There are challenges though for publishers looking to capitalise on that increased ubiquity of mobile, especially mobile video. YouTube is still the big name in the video game, although Facebook (and reportedly Twitter) are looking to steal some of that audience – and publishers have lately been concerned about the power those organisations have when it comes to publishing material.

So expect to see publishers making a huge push towards more valuable mobile video market during 2015, bolstered by more widespread availability of 4G networks and falling data prices, with 59 percent of people with 4G connections consuming mobile video once a week compared to 41 percent of those without.

Form and function

  • Smartphones and wearables to exert dominance over tablets…
  • But context to become more important than platform.
Tablet sales have plateaued over the past year, and 2015 shows no sign of sales improving. That’s partly attributed to the emergence of the 6-inch plus screen smartphone, which looks set to become the standard as 2015 progresses. Wearables also look set to at least establish a foothold this year, with Google’s Glass, the Oculus Rift and Apple Watch all leading the charge.

Publisher priorities

But, as Jeff Jarvis has pointed out we’re all mobile now, since the ubiquity and interconnectivity of tech means we’re essentially always connected to the internet and whatever information we need. He argues this means publishers need to focus less on delivering content tailored to individual platforms and more on the context (location, time etc.) of its audience at a given time.

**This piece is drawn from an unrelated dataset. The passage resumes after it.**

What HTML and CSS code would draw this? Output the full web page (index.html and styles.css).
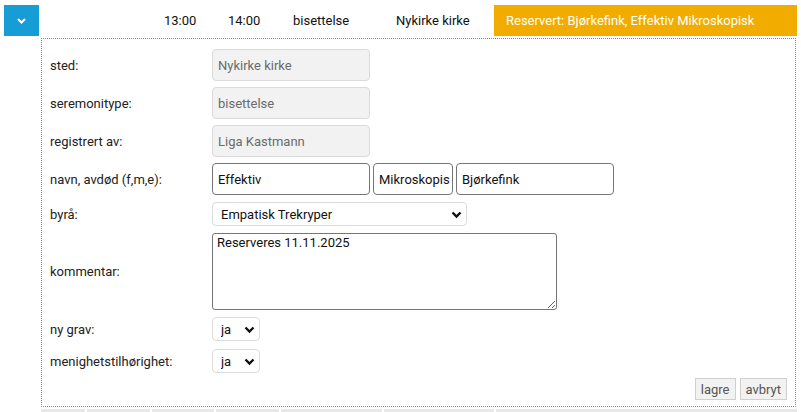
FILE: index.html
```html
<!DOCTYPE html>
<html lang="no">
<head>
<meta charset="utf-8">
<link rel="stylesheet" href="styles.css">
</head>
<body>
<div class="head">
  <button class="toggle" type="button" aria-label="lukk">
    <svg width="9" height="6" viewBox="0 0 9 6"><path d="M1 1 L4.5 4.5 L8 1" fill="none" stroke="#fff" stroke-width="2"/></svg>
  </button>
  <div class="cell c-start">13:00</div>
  <div class="cell c-end">14:00</div>
  <div class="cell c-type">bisettelse</div>
  <div class="cell c-place">Nykirke kirke</div>
  <div class="cell c-status">Reservert: Bjørkefink, Effektiv Mikroskopisk</div>
</div>

<form class="box">
  <div class="row r1">
    <label class="lbl">sted:</label>
    <input class="inp ro" type="text" value="Nykirke kirke" readonly>
  </div>
  <div class="row r1">
    <label class="lbl">seremonitype:</label>
    <input class="inp ro" type="text" value="bisettelse" readonly>
  </div>
  <div class="row r1">
    <label class="lbl">registrert av:</label>
    <input class="inp ro" type="text" value="Liga Kastmann" readonly>
  </div>
  <div class="row r2">
    <label class="lbl">navn, avdød (f,m,e):</label>
    <div class="names">
      <input class="inp ed" type="text" value="Effektiv">
      <input class="inp ed mid" type="text" value="Mikroskopisk">
      <input class="inp ed" type="text" value="Bjørkefink">
    </div>
  </div>
  <div class="row r2">
    <label class="lbl">byrå:</label>
    <div class="selwrap wide">
      <select class="sel"><option>Empatisk Trekryper</option></select>
      <svg class="chev" width="11" height="8" viewBox="0 0 11 8"><path d="M1.5 1.5 L5.5 5.5 L9.5 1.5" fill="none" stroke="#111" stroke-width="2.4"/></svg>
    </div>
  </div>
  <div class="row r2">
    <label class="lbl">kommentar:</label>
    <textarea class="txt">Reserveres 11.11.2025</textarea>
  </div>
  <div class="row r3">
    <label class="lbl">ny grav:</label>
    <div class="selwrap small">
      <select class="sel"><option>ja</option><option>nei</option></select>
      <svg class="chev" width="11" height="8" viewBox="0 0 11 8"><path d="M1.5 1.5 L5.5 5.5 L9.5 1.5" fill="none" stroke="#111" stroke-width="2.4"/></svg>
    </div>
  </div>
  <div class="row">
    <label class="lbl">menighetstilhørighet:</label>
    <div class="selwrap small">
      <select class="sel"><option>ja</option><option>nei</option></select>
      <svg class="chev" width="11" height="8" viewBox="0 0 11 8"><path d="M1.5 1.5 L5.5 5.5 L9.5 1.5" fill="none" stroke="#111" stroke-width="2.4"/></svg>
    </div>
  </div>
  <div class="actions">
    <button class="btn" type="button">lagre</button>
    <button class="btn" type="button">avbryt</button>
  </div>
</form>

<div class="next">
  <div class="nc w1"></div>
  <div class="nc w2"></div>
  <div class="nc w3"></div>
  <div class="nc w4"></div>
  <div class="nc w5"></div>
  <div class="nc w6"></div>
  <div class="nc w7"></div>
</div>
</body>
</html>
```

FILE: styles.css
```css
* { box-sizing: border-box; }
html, body { margin: 0; padding: 0; background: #fff; overflow: hidden; }
body {
  font-family: Roboto, "Liberation Sans", sans-serif;
  font-size: 13px;
  color: #222;
}

.head {
  display: flex;
  align-items: stretch;
  height: 31px;
  margin-top: 5px;
  margin-left: 4px;
}
.toggle {
  width: 35px;
  height: 31px;
  border: 0;
  padding: 0;
  margin: 0 113px 0 0;
  background: #179dd6;
  display: flex;
  align-items: center;
  justify-content: center;
}
.cell {
  display: flex;
  align-items: center;
  padding-left: 12px;
  font-size: 13px;
  color: #111;
  white-space: nowrap;
}
.c-start { width: 64px; }
.c-end { width: 65px; }
.c-type { width: 103px; }
.c-place { width: 110px; }
.c-status {
  width: 303px;
  background: #f2ac00;
  color: #fff;
}

.box {
  margin: 2px 0 0 41px;
  width: 755px;
  border: 1px dotted #8a8a8a;
  padding: 10px 8px 6px 8px;
}
.row {
  display: flex;
  align-items: center;
}
.r1 { margin-bottom: 6px; }
.r2 { margin-bottom: 7px; }
.r3 { margin-bottom: 8px; }
.lbl {
  width: 162px;
  flex: none;
  color: #222;
  font-size: 13px;
}
.inp {
  height: 32px;
  width: 158px;
  border-radius: 4px;
  padding: 0 5px;
  font-family: Roboto, "Liberation Sans", sans-serif;
  font-size: 13px;
  outline: none;
}
.ro {
  background: #f2f2f2;
  border: 1px solid #dadada;
  color: #6b6b6b;
}
.ed {
  background: #fff;
  border: 1px solid #767676;
  color: #111;
}
.names { display: flex; gap: 3px; }
.names .ed { width: 158px; }
.names .mid { width: 80px; padding: 0 2px 0 5px; }

.selwrap { position: relative; height: 24px; }
.selwrap.wide { width: 255px; }
.selwrap.small { width: 48px; }
.sel {
  -webkit-appearance: none;
  appearance: none;
  width: 100%;
  height: 24px;
  border: 1px solid #dcdcdc;
  border-radius: 4px;
  background: #fff;
  padding: 0 0 0 8px;
  font-family: Roboto, "Liberation Sans", sans-serif;
  font-size: 13px;
  color: #111;
  outline: none;
}
.chev {
  position: absolute;
  right: 5px;
  top: 9px;
  pointer-events: none;
}

.txt {
  width: 345px;
  height: 77px;
  border: 1px solid #767676;
  border-radius: 3px;
  padding: 1px 4px;
  font-family: Roboto, "Liberation Sans", sans-serif;
  font-size: 13px;
  color: #111;
  resize: both;
  outline: none;
}

.actions {
  display: flex;
  justify-content: flex-end;
  gap: 4px;
  margin-top: 5px;
}
.btn {
  height: 22px;
  padding: 0 5px;
  background: #f2f2f0;
  border: 1px solid #d0d0d0;
  border-radius: 0;
  font-family: Roboto, "Liberation Sans", sans-serif;
  font-size: 13px;
  color: #555;
}

.next {
  display: flex;
  margin: 2px 0 0 41px;
  height: 10px;
}
.nc { background: #e8e8e8; height: 10px; margin-right: 2px; }
.w1 { width: 44px; }
.w2 { width: 63px; }
.w3 { width: 62px; }
.w4 { width: 63px; }
.w5 { width: 101px; }
.w6 { width: 110px; }
.w7 { width: 301px; margin-right: 0; }
```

This presentation by Benedict Evans provides excellent background on how radically the paradigm has shifted:

And though platforms like Facebook have demonstrated it is possible to monetise mobile users, news publishers don’t have quite the same advantage when it comes to time spent in apps.

Overall publishers can be buoyed by the fact that as millions more people enter the smartphone market, their global reach – and the potential market – is growing all the time. Working out how make the most of that audience is the big challenge for 2015.